:: What is required ::
Write out all lines holding the word "React".

:: Given material ::
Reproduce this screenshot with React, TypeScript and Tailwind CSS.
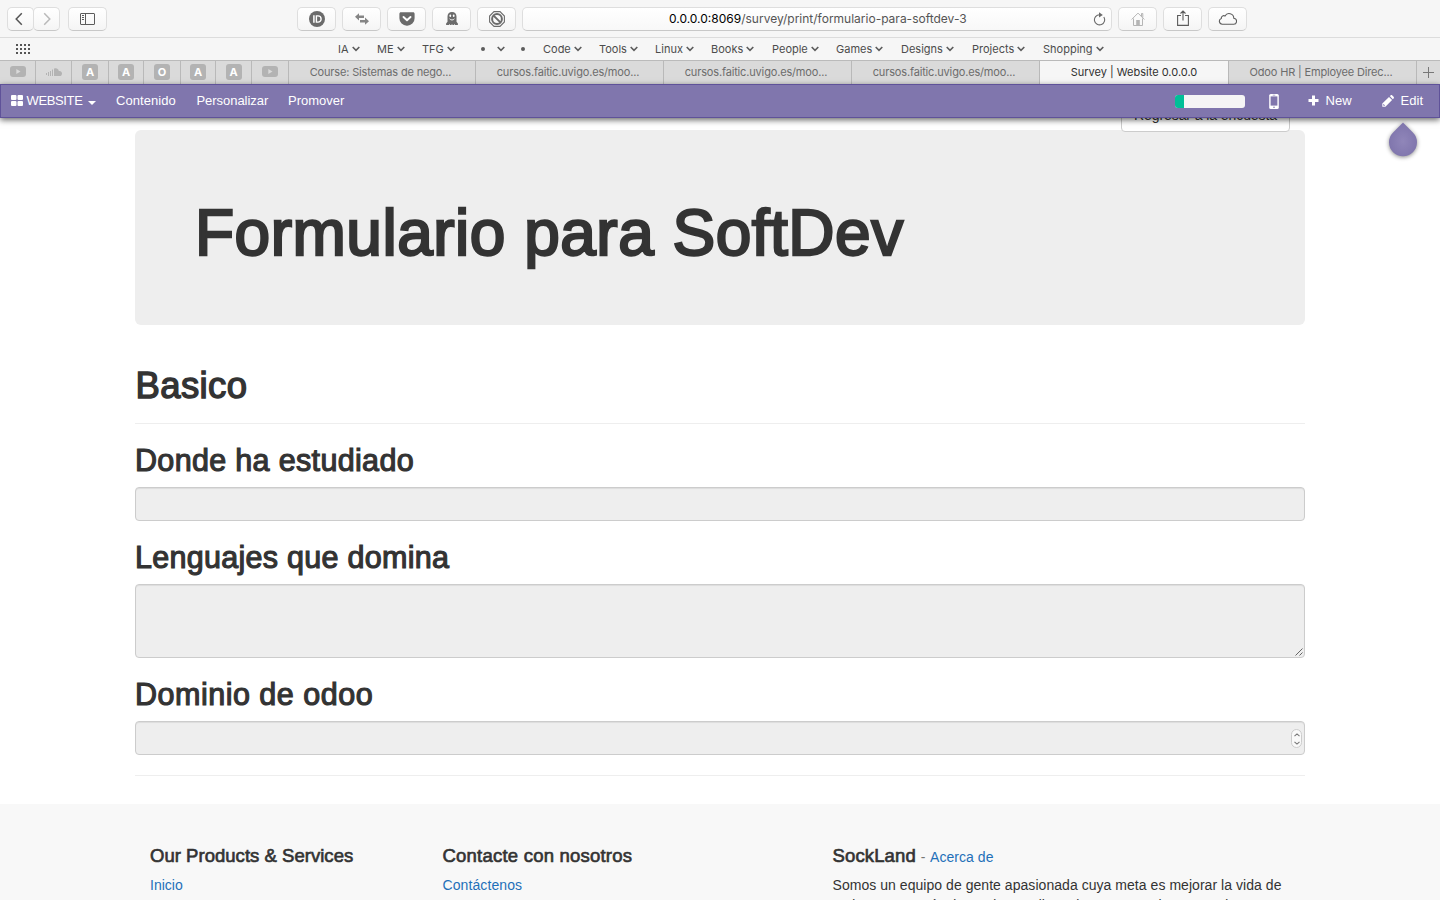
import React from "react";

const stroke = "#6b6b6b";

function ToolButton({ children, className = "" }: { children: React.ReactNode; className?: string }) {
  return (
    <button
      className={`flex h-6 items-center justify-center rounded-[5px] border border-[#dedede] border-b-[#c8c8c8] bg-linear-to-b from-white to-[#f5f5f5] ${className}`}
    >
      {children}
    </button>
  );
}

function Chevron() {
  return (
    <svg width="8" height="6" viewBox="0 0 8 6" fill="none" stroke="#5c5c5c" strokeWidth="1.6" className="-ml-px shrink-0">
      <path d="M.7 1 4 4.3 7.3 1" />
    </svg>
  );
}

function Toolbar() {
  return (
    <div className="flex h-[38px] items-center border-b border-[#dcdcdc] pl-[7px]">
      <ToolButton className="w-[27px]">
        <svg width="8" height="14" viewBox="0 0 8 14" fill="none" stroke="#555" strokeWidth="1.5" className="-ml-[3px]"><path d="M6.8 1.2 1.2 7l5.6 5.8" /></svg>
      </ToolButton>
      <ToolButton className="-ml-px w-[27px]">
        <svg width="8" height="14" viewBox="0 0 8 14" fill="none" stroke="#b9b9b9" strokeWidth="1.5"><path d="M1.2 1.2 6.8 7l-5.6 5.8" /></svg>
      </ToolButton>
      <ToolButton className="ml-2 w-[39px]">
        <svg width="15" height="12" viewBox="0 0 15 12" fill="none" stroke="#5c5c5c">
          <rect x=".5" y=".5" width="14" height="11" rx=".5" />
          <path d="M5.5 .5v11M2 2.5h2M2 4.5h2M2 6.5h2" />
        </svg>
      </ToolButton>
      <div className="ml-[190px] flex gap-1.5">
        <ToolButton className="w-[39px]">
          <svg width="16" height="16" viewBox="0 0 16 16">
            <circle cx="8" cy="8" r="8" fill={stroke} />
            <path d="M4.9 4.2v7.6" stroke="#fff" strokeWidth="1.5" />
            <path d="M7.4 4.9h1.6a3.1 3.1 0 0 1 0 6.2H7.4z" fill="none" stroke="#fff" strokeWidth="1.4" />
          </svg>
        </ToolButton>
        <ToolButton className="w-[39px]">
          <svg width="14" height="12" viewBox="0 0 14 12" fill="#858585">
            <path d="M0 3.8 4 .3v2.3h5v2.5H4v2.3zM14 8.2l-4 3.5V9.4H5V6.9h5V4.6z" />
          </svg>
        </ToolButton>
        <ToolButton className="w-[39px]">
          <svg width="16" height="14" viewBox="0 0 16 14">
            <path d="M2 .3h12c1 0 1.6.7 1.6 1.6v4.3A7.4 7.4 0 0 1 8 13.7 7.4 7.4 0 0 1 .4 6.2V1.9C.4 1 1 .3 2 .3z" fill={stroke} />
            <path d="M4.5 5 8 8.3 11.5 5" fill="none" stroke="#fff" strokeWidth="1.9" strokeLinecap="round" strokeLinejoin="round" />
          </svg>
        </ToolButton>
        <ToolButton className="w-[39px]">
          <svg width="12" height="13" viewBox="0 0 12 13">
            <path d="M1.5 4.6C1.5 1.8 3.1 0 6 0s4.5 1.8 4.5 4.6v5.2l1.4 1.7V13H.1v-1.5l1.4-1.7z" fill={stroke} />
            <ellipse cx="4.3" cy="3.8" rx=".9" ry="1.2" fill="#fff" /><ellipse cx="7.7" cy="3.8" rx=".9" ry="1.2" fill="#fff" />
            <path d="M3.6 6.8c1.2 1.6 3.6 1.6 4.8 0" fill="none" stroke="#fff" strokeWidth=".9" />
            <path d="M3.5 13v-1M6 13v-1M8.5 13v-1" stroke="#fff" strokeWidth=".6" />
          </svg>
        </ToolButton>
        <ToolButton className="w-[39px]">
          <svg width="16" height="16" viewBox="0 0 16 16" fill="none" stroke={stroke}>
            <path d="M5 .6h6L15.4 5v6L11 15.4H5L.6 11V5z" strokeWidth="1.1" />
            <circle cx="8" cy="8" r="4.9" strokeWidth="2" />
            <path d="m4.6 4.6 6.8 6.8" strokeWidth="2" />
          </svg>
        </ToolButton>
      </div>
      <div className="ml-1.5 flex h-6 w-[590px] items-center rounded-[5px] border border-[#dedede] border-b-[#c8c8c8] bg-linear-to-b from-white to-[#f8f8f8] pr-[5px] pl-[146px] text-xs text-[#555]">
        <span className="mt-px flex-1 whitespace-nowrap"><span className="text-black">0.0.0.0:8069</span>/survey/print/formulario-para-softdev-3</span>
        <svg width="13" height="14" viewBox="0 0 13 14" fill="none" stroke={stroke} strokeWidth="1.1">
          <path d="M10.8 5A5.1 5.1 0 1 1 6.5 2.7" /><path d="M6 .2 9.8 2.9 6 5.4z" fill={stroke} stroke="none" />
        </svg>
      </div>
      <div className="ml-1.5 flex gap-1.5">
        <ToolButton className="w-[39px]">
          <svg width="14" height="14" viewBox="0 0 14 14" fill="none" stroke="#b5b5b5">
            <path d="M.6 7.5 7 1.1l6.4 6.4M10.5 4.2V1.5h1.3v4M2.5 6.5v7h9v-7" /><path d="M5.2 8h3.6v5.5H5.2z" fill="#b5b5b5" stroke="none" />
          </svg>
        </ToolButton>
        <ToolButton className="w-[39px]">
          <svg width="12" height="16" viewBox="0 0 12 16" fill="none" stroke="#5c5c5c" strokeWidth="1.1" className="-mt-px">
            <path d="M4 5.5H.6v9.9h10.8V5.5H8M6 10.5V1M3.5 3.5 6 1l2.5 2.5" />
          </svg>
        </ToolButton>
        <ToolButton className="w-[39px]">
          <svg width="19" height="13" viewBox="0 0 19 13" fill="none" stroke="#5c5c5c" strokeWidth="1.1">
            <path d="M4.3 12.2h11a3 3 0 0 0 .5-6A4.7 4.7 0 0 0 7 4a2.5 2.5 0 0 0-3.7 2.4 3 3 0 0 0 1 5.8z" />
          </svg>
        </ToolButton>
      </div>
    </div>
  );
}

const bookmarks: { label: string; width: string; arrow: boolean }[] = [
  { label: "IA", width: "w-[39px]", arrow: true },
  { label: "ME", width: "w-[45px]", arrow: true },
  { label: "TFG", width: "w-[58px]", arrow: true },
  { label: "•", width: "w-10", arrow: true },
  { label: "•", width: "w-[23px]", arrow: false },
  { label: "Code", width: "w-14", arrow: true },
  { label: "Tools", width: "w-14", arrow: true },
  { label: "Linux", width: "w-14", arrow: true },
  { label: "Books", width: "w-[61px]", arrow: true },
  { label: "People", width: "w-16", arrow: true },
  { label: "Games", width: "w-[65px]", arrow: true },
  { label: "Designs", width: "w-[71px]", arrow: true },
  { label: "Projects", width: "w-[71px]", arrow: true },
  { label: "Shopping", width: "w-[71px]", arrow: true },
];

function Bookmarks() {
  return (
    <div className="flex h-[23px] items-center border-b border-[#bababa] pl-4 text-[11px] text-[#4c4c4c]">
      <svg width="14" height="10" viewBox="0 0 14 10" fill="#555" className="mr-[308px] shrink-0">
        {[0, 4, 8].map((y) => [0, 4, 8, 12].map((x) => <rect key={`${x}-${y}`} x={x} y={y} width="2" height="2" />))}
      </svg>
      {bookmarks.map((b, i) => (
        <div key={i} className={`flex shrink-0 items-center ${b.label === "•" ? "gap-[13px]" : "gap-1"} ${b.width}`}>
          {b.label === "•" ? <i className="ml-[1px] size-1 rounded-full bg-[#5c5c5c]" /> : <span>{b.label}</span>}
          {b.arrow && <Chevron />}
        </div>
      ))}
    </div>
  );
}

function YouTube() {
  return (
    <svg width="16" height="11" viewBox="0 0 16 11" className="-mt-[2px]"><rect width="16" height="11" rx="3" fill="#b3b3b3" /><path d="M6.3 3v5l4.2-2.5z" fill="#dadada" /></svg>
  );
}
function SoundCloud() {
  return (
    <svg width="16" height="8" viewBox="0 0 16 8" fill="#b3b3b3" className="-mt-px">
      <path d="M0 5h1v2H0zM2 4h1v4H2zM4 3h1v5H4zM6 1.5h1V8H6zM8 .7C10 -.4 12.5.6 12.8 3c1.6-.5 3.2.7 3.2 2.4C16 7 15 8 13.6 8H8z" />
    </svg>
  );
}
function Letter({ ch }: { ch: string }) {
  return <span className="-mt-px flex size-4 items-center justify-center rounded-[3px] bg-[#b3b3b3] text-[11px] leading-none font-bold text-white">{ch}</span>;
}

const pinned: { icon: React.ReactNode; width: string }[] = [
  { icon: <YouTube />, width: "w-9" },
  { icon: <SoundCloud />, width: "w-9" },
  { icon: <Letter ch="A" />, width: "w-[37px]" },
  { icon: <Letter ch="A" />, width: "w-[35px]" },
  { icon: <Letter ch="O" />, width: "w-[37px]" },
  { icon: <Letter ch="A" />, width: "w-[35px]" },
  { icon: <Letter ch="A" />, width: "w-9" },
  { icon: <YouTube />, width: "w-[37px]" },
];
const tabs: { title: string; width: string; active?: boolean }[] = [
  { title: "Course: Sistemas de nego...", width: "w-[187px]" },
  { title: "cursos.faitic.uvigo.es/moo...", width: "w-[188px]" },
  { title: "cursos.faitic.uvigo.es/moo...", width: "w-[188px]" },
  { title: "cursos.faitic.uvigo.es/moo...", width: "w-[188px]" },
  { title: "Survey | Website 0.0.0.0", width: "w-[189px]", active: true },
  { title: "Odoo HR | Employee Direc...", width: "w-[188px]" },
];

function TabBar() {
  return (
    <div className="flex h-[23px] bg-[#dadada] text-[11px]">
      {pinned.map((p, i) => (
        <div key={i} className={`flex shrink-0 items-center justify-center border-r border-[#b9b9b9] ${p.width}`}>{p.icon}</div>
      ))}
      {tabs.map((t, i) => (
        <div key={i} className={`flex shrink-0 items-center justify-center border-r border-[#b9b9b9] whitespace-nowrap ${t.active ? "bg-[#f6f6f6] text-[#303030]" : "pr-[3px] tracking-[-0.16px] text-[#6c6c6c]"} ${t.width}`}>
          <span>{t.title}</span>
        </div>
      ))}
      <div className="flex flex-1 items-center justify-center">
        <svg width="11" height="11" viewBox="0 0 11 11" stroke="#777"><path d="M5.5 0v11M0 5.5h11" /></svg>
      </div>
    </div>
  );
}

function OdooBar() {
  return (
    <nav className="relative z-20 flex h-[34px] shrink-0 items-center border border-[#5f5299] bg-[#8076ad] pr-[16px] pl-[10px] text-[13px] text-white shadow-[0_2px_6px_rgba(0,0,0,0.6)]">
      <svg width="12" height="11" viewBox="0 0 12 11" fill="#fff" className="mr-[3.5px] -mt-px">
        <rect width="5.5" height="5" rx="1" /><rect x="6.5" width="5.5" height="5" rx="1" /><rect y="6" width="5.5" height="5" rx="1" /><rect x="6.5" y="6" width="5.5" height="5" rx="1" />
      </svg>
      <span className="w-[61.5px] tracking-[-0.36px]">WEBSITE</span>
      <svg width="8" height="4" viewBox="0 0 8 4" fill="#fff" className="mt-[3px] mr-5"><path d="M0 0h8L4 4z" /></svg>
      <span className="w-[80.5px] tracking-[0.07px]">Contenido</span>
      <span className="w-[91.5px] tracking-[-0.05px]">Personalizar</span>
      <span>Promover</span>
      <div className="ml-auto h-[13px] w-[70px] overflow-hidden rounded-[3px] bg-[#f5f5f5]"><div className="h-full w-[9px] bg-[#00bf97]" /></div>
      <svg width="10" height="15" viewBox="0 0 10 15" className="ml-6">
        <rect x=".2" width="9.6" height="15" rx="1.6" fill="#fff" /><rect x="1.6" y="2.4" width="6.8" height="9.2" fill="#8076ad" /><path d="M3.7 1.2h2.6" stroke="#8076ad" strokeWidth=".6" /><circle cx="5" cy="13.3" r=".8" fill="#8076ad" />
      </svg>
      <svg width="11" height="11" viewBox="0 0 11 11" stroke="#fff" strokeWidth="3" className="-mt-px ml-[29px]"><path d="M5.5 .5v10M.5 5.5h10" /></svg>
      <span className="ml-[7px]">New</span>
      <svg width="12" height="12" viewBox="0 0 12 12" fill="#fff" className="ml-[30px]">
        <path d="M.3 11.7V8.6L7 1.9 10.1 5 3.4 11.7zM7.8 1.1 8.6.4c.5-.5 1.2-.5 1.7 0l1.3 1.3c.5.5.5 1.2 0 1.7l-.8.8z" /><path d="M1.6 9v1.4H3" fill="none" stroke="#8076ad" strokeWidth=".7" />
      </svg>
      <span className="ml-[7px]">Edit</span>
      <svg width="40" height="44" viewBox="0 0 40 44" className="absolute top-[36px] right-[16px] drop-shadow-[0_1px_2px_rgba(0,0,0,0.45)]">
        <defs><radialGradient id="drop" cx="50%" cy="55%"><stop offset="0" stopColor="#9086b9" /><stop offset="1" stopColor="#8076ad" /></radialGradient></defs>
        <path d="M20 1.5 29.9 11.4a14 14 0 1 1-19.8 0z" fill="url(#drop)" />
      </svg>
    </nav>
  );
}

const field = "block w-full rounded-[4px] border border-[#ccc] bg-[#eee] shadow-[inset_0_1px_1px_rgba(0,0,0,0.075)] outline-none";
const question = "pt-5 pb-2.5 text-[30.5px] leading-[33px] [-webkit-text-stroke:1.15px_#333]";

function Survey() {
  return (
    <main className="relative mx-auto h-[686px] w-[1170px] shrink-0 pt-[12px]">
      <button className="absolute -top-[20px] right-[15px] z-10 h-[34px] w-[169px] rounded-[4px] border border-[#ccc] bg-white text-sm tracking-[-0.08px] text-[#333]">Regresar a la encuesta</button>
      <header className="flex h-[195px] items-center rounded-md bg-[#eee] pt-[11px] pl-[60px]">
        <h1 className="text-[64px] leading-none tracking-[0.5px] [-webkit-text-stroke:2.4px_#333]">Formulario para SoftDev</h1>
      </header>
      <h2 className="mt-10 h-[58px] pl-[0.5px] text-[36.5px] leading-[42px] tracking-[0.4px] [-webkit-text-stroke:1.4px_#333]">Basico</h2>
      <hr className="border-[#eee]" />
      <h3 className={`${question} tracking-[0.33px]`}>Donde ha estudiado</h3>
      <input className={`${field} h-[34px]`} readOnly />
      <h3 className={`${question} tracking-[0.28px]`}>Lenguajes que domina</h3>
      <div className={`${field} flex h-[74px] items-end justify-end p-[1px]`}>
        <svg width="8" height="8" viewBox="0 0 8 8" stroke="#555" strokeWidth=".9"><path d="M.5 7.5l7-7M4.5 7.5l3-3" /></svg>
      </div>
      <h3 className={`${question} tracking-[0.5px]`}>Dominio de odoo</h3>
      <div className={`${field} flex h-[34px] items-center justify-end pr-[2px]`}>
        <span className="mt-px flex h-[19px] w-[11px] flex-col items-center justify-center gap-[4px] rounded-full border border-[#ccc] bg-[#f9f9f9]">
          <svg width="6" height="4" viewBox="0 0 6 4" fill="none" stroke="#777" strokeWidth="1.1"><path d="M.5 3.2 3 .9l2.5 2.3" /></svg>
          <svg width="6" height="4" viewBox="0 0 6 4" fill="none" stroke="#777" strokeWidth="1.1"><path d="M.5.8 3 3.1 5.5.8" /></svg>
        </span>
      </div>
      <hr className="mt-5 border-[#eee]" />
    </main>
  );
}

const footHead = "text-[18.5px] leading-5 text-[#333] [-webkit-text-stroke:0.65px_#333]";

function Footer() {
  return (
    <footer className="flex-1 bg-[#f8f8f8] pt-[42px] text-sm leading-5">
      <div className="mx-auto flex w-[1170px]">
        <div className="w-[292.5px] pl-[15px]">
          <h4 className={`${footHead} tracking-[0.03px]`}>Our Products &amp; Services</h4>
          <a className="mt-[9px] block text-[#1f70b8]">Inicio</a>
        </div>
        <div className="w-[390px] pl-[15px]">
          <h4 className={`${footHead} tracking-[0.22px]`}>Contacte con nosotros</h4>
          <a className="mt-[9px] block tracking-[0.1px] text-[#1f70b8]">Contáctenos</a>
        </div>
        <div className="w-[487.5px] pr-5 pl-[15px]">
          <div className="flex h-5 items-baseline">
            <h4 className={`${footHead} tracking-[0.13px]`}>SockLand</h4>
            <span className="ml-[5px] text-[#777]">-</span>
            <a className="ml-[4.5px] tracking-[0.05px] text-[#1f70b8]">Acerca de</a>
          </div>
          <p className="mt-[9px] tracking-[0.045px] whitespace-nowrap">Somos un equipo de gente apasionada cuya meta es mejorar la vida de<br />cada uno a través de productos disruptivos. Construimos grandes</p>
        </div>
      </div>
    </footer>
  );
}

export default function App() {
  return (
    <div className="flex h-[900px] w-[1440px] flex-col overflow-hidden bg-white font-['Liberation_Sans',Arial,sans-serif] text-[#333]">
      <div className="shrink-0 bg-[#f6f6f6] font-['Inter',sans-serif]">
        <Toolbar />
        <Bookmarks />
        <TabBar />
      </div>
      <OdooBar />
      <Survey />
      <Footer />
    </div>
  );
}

:: Solution for this task ::
Reproduce this screenshot with React, TypeScript and Tailwind CSS.
import React from "react";
function ToolButton({ children, className = "" }: { children: React.ReactNode; className?: string }) {
const pinned: { icon: React.ReactNode; width: string }[] = [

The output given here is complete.